Drug Text Matcher

Description

This model extracts medication entities in clinical notes using rule-based TextMatcherInternal annotator.

Predicted Entities

DRUG

Copy S3 URI

How to use

documentAssembler = DocumentAssembler()\
    .setInputCol("text")\
    .setOutputCol("document")

sentenceDetector = SentenceDetectorDLModel.pretrained("sentence_detector_dl_healthcare","en","clinical/models")\
    .setInputCols(["document"])\
    .setOutputCol("sentence")

tokenizer = Tokenizer()\
    .setInputCols(["sentence"])\
    .setOutputCol("token")

text_matcher = TextMatcherInternalModel.pretrained("drug_matcher","en","clinical/models") \
    .setInputCols(["sentence", "token"])\
    .setOutputCol("matched_text")\

mathcer_pipeline = Pipeline().setStages([
                  documentAssembler,
                  sentenceDetector,
                  tokenizer,
                  text_matcher])

data = spark.createDataFrame([["John's doctor prescribed aspirin for his heart condition, along with paracetamol for his fever and headache, amoxicillin for his tonsilitis and lansoprazole for his GORD on 2023-12-01."]]).toDF("text")

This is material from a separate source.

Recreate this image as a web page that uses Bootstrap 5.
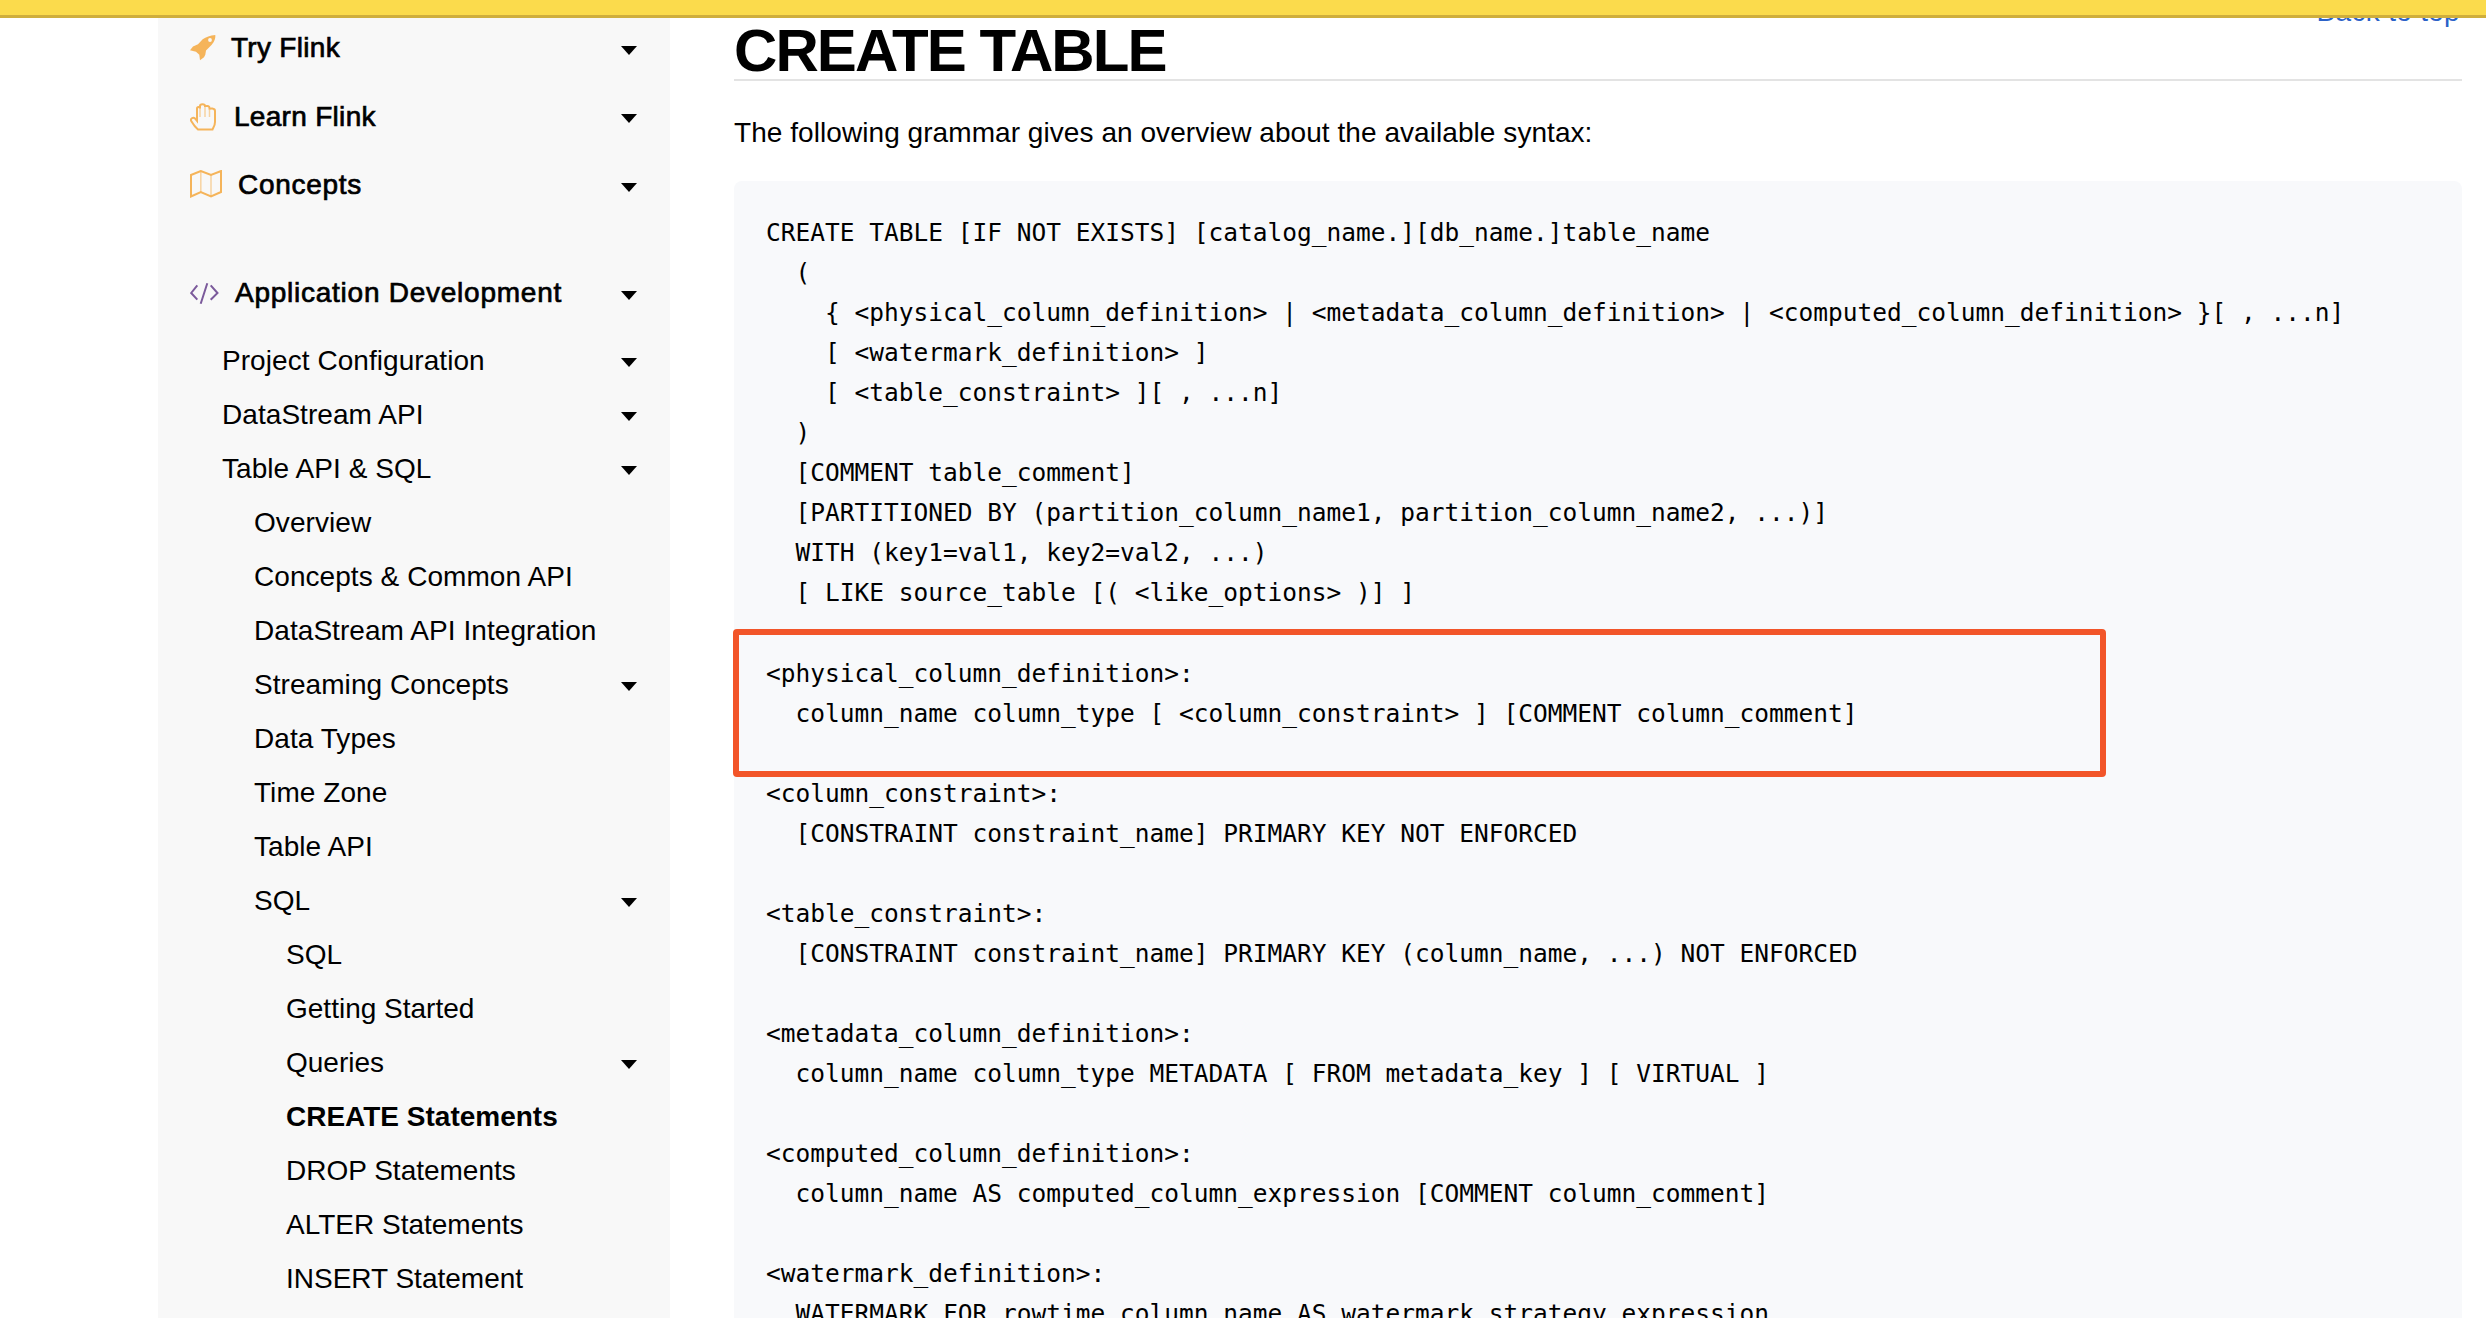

matcher_model = mathcer_pipeline.fit(data)
result = matcher_model.transform(data)
val documentAssembler = new DocumentAssembler()
	.setInputCol("text")
	.setOutputCol("document")

val sentenceDetector = SentenceDetectorDLModel.pretrained("sentence_detector_dl_healthcare","en","clinical/models")\
    .setInputCols(Array("document")\
    .setOutputCol("sentence")

val tokenizer = new Tokenizer()
	.setInputCols(Array("sentence"))
	.setOutputCol("token")
	
val text_matcher = TextMatcherInternalModel.pretrained("drug_matcher","en","clinical/models")
	.setInputCols(Array("sentence","token"))
	.setOutputCol("matched_text")
	
val mathcer_pipeline = new Pipeline()
	.setStages(Array( documentAssembler,
			  sentenceDetector,
			  tokenizer,
    			  text_matcher))
	
val data = Seq("John's doctor prescribed aspirin for his heart condition, along with paracetamol for his fever and headache, amoxicillin for his tonsilitis and lansoprazole for his GORD on 2023-12-01.") .toDF("text")
	
val matcher_model = mathcer_pipeline.fit(data)
val result = matcher_model.transform(data)

Results

+------------+-----+---+-----+
|       chunk|begin|end|label|
+------------+-----+---+-----+
|     aspirin|   25| 31| DRUG|
| paracetamol|   69| 79| DRUG|
| amoxicillin|  109|119| DRUG|
|lansoprazole|  144|155| DRUG|
+------------+-----+---+-----+

Model Information

Model Name: drug_matcher
Compatibility: Healthcare NLP 5.3.0+
License: Licensed
Edition: Official
Input Labels: [document, token]
Output Labels: [matched_text]
Language: en
Size: 5.7 MB
Case sensitive: false

Dataset

This model is trained with an in-house dataset.